We must appreciate that while we are physically a small island, this of itself should not be a bar to achieving and sustaining high rates of growth and prosperity. Singapore is even smaller, and look what has been achieved there. Look at our regions that are crying out for development and growth. We must not forget that we as a nation have a long and hugely successful history as traders in global markets. Over and above that, many of the world’s major financial and other markets are made here in London. There is tremendous opportunity from our own existing strengths and skills sets to give a huge boost to the country’s trade in goods and services, as well as to commerce and industry.
We are one of the most talented and creative peoples of the world. Over the centuries we have absorbed millions of additional diverse, highly-talented, enterprising people, many of whom have sought refuge here. We have to face up to reality. We, too, in this country could, if we really had the collective mindset to do so, completely transform our economy and the prosperity of our people in a relatively short timescale.

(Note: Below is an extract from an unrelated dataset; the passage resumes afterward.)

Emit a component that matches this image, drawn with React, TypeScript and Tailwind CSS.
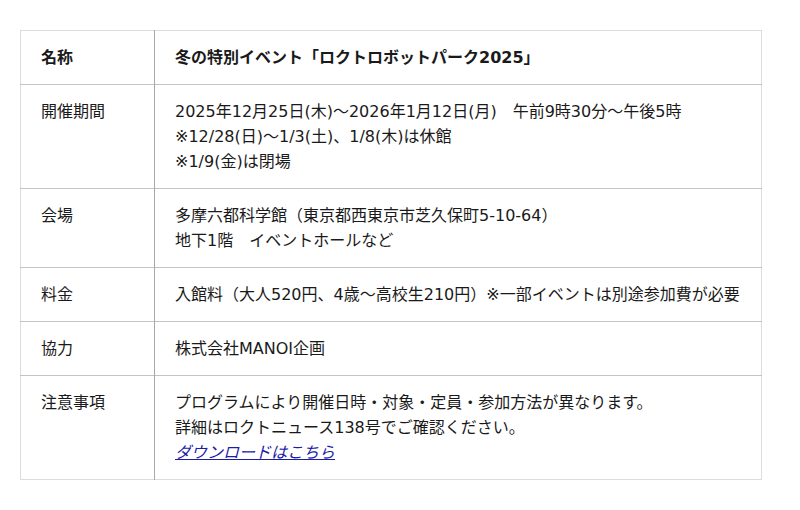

China has achieved a stunning economic revolution in 20 years. We in this country have to ask whether we can move from being a major debtor nation with relatively low rates of growth and whose relative competitiveness continues to deteriorate—in reality, this has been our condition for far too much of the post-war period—or whether we can transform our economy, sustain very high rates of growth, create opportunity and prosperity for all and become, once again, a major creditor nation.
This is the big issue. This is where we should be having the big debate, and we in this House should be at the forefront of stimulating and leading this big debate.